There is a cup with each of our names on it! And having been enlivened by this spring of life and source of goodness ourselves, we scoop up a bit extra while we’re there to share around with others with whom we share this faith journey. For the life of God within us is a life of continuous learning and growing. We help one another understand the different values of life in the Kingdom. We help one another embrace Jesus’ love and life within us and to participate with one another’s support and encouragement in the mission of God in the world. For Christianity is a group experience.
And so in this Second Mark of Mission, we encourage one another in this new life. We build up one another. We help one another to move more deeply into the reality of living in God’s Kingdom. We support one another to ask, to live with, and sometimes, though not always, to answer the harder questions in life.
The second mark of mission, “Teach, baptize, and nurture new believers,” is about formation. We are continually called as believers to grow, change, convert, invite God more and more into our lives, and we’re called to help others do the same. And part of our care for one another is to hold one accountable to this challenge.
True Christian fellowship is based on giving and receiving, helping others and being helped by helping them, allowing yourself to be helped, and thereby helping others by letting them help you.

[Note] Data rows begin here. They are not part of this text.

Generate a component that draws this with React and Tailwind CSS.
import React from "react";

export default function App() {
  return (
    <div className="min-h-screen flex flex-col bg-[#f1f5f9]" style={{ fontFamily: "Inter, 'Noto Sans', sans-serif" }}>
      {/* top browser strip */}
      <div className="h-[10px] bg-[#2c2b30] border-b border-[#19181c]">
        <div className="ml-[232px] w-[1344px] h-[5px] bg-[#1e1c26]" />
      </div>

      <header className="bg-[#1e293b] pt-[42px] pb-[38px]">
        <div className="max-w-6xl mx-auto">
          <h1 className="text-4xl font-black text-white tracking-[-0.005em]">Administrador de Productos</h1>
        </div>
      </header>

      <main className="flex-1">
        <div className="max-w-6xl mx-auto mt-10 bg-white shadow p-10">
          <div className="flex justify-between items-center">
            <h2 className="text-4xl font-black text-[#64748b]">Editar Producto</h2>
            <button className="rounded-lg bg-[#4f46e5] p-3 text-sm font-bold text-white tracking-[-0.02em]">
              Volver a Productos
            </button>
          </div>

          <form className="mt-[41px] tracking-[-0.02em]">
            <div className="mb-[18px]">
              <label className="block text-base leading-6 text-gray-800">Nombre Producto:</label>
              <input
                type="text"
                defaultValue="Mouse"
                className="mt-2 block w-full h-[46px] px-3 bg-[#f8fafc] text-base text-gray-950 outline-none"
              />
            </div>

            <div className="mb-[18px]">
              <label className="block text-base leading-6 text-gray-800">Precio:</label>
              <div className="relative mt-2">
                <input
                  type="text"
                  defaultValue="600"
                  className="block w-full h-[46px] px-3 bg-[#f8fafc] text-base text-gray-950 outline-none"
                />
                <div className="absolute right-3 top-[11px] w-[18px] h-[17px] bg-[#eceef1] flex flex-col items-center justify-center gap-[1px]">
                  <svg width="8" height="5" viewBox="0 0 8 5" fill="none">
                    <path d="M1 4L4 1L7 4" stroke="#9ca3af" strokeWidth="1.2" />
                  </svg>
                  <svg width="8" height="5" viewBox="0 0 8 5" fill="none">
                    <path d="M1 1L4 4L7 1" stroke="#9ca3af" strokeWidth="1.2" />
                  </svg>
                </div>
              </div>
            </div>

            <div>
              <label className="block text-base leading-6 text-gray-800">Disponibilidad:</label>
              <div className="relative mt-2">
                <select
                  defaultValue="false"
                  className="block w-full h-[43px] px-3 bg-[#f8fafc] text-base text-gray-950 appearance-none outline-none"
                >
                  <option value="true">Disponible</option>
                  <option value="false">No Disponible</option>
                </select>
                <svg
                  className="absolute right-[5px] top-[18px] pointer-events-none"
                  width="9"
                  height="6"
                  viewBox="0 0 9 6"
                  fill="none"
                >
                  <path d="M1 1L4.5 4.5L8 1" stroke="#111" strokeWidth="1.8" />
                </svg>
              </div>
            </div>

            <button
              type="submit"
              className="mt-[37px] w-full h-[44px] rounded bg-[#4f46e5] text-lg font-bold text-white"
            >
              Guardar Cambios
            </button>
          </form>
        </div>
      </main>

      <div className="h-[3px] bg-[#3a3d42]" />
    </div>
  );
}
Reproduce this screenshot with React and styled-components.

Our assignment for the week takes us back to our beginning, back to our baptismal covenant. It lists for us the first five questions of this covenant, offering us an opportunity to create a prayer for the day and a reflection on this. As we find some moments for this review and these reflections this day, buoyed up by a fresh reminder of the hope offered to us by Jesus, we remember to pray for all those with whom we share our faith journey, always looking for ways to nurture, care and serve one another.